### [Exercise brief]
The data must be written out once more, precisely as given.

◆ ◆ ◆

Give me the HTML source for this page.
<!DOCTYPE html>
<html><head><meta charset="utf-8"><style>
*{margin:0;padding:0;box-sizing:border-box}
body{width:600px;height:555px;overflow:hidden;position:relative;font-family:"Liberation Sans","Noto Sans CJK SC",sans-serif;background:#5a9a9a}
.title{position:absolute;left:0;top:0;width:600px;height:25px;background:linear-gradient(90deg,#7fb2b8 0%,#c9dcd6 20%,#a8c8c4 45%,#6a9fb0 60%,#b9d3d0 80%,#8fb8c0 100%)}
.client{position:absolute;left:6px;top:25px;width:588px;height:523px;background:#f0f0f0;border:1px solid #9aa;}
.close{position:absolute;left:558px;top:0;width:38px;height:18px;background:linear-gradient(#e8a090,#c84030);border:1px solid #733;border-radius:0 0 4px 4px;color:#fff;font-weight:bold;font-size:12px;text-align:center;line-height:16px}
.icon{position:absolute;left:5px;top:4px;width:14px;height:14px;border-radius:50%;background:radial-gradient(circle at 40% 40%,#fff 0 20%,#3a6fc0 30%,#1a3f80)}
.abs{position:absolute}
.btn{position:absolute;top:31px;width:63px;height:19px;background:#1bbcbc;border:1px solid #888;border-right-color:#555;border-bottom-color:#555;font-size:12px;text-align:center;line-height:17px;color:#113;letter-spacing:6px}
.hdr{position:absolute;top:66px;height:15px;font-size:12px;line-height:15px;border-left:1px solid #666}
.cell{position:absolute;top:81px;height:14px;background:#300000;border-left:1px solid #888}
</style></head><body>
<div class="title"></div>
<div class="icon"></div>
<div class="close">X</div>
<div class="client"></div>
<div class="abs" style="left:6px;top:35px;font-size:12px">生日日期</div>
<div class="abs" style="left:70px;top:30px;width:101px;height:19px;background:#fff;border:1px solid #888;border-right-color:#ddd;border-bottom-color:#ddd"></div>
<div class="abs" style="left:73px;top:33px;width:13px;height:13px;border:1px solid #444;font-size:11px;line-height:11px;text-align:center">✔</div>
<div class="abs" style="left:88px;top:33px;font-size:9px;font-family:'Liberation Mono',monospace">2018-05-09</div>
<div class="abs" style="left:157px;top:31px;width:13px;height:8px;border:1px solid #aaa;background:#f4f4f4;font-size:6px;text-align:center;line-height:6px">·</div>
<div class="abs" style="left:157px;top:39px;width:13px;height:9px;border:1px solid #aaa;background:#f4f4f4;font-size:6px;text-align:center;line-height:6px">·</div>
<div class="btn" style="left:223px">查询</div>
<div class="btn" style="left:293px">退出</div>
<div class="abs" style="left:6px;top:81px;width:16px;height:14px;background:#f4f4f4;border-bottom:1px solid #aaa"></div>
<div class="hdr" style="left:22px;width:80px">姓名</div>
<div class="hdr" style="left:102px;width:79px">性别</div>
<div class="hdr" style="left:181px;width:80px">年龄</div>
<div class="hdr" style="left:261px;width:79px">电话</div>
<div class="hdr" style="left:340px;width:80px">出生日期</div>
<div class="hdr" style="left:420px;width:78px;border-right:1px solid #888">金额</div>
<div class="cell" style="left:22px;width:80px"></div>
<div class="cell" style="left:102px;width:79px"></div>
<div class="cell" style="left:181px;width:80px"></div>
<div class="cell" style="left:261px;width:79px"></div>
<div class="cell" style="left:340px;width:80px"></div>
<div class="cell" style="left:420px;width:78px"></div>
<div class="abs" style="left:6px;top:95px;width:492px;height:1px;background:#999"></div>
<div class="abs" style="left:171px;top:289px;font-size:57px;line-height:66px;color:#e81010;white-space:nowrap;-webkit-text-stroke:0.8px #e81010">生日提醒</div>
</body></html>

◆ ◆ ◆

### [Answer for the task]
Give me the HTML source for this page.
<!DOCTYPE html>
<html><head><meta charset="utf-8"><style>
*{margin:0;padding:0;box-sizing:border-box}
body{width:600px;height:555px;overflow:hidden;position:relative;font-family:"Liberation Sans","Noto Sans CJK SC",sans-serif;background:#5a9a9a}
.title{position:absolute;left:0;top:0;width:600px;height:25px;background:linear-gradient(90deg,#7fb2b8 0%,#c9dcd6 20%,#a8c8c4 45%,#6a9fb0 60%,#b9d3d0 80%,#8fb8c0 100%)}
.client{position:absolute;left:6px;top:25px;width:588px;height:523px;background:#f0f0f0;border:1px solid #9aa;}
.close{position:absolute;left:558px;top:0;width:38px;height:18px;background:linear-gradient(#e8a090,#c84030);border:1px solid #733;border-radius:0 0 4px 4px;color:#fff;font-weight:bold;font-size:12px;text-align:center;line-height:16px}
.icon{position:absolute;left:5px;top:4px;width:14px;height:14px;border-radius:50%;background:radial-gradient(circle at 40% 40%,#fff 0 20%,#3a6fc0 30%,#1a3f80)}
.abs{position:absolute}
.btn{position:absolute;top:31px;width:63px;height:19px;background:#1bbcbc;border:1px solid #888;border-right-color:#555;border-bottom-color:#555;font-size:12px;text-align:center;line-height:17px;color:#113;letter-spacing:6px}
.hdr{position:absolute;top:66px;height:15px;font-size:12px;line-height:15px;border-left:1px solid #666}
.cell{position:absolute;top:81px;height:14px;background:#300000;border-left:1px solid #888}
</style></head><body>
<div class="title"></div>
<div class="icon"></div>
<div class="close">X</div>
<div class="client"></div>
<div class="abs" style="left:6px;top:35px;font-size:12px">生日日期</div>
<div class="abs" style="left:70px;top:30px;width:101px;height:19px;background:#fff;border:1px solid #888;border-right-color:#ddd;border-bottom-color:#ddd"></div>
<div class="abs" style="left:73px;top:33px;width:13px;height:13px;border:1px solid #444;font-size:11px;line-height:11px;text-align:center">✔</div>
<div class="abs" style="left:88px;top:33px;font-size:9px;font-family:'Liberation Mono',monospace">2018-05-09</div>
<div class="abs" style="left:157px;top:31px;width:13px;height:8px;border:1px solid #aaa;background:#f4f4f4;font-size:6px;text-align:center;line-height:6px">·</div>
<div class="abs" style="left:157px;top:39px;width:13px;height:9px;border:1px solid #aaa;background:#f4f4f4;font-size:6px;text-align:center;line-height:6px">·</div>
<div class="btn" style="left:223px">查询</div>
<div class="btn" style="left:293px">退出</div>
<div class="abs" style="left:6px;top:81px;width:16px;height:14px;background:#f4f4f4;border-bottom:1px solid #aaa"></div>
<div class="hdr" style="left:22px;width:80px">姓名</div>
<div class="hdr" style="left:102px;width:79px">性别</div>
<div class="hdr" style="left:181px;width:80px">年龄</div>
<div class="hdr" style="left:261px;width:79px">电话</div>
<div class="hdr" style="left:340px;width:80px">出生日期</div>
<div class="hdr" style="left:420px;width:78px;border-right:1px solid #888">金额</div>
<div class="cell" style="left:22px;width:80px"></div>
<div class="cell" style="left:102px;width:79px"></div>
<div class="cell" style="left:181px;width:80px"></div>
<div class="cell" style="left:261px;width:79px"></div>
<div class="cell" style="left:340px;width:80px"></div>
<div class="cell" style="left:420px;width:78px"></div>
<div class="abs" style="left:6px;top:95px;width:492px;height:1px;background:#999"></div>
<div class="abs" style="left:171px;top:289px;font-size:57px;line-height:66px;color:#e81010;white-space:nowrap;-webkit-text-stroke:0.8px #e81010">生日提醒</div>
</body></html>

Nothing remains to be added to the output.